Photographers with an extensive set of F-mount supertelephoto lenses may cry foul at those sorts of statements, but even then, I’d recommend the Z9 over the D6. Supertelephotos are some of the lenses that work the best with the Nikon FTZ adapter, even for fast autofocus tracking. And you can always sell them to fund the upcoming Z 400mm f/2.8 if you prefer to eschew the adapter.

What about if you already have the D6, or a slightly earlier model like the Nikon D5? Is it worth selling it to switch to the Z9?

My answer is still yes. If you’re the type of photographer who’s currently using a D6, you’ve already made the decision to pay extra to be at the peak of today’s camera technology, probably because it’s important for your business. You’ll lose some money when you sell the D6, but the Z9’s benefits are worth paying for. You’ll very likely come out ahead in the end.

Nikon Z9 Card Slots

I should, however, mention that it may still be worth getting the D6 if you’re buying used and find a great price. The issue is, at the time that I’m publishing this article, the D6 is selling used for more than $5000, at which point the Z9 simply makes more sense. Used prices may drop on the D6 now that the Z9 is announced, but at least for now, the winner is clear.

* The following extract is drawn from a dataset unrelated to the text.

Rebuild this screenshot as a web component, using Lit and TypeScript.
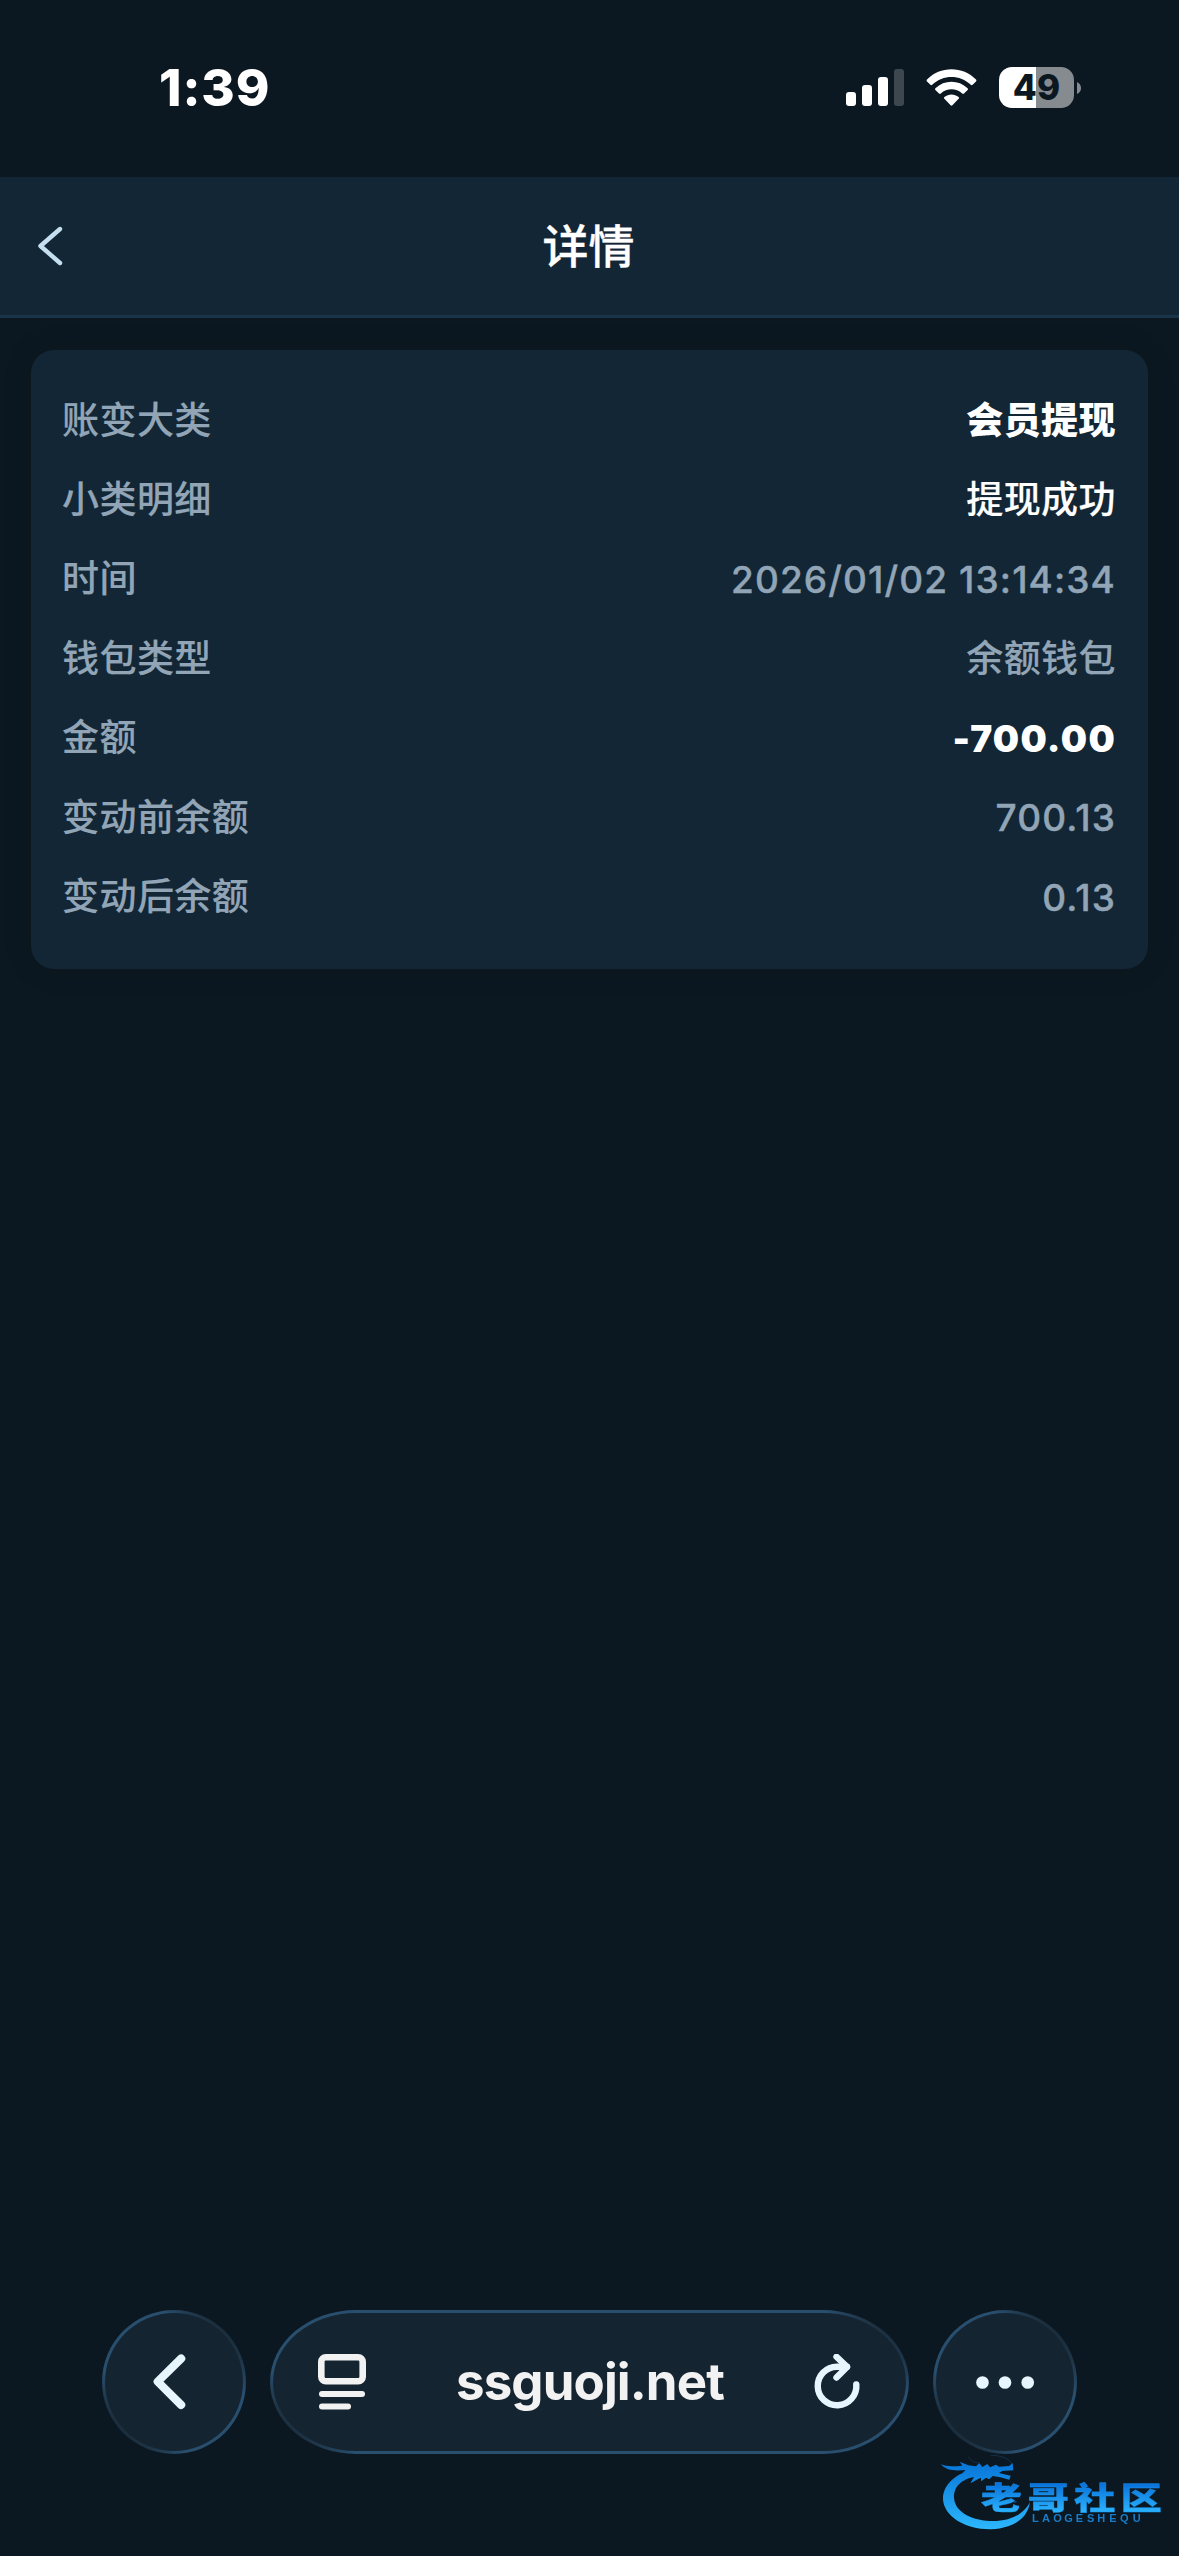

Finally, my recommendation for sports and wildlife photographers on a tight budget is to get an older generation workhorse like the Nikon D4 or D4s, which sell for excellent prices used (as in, under $1500). But photographers who aren’t on a budget – and therefore are considering the D6 vs Z9 in the first place – have an easy answer. Unless you’re opposed to mirrorless cameras no matter what (at which point, good luck, because nearly the whole camera market is going to be mirrorless before long) the Z9 is superior to the D6.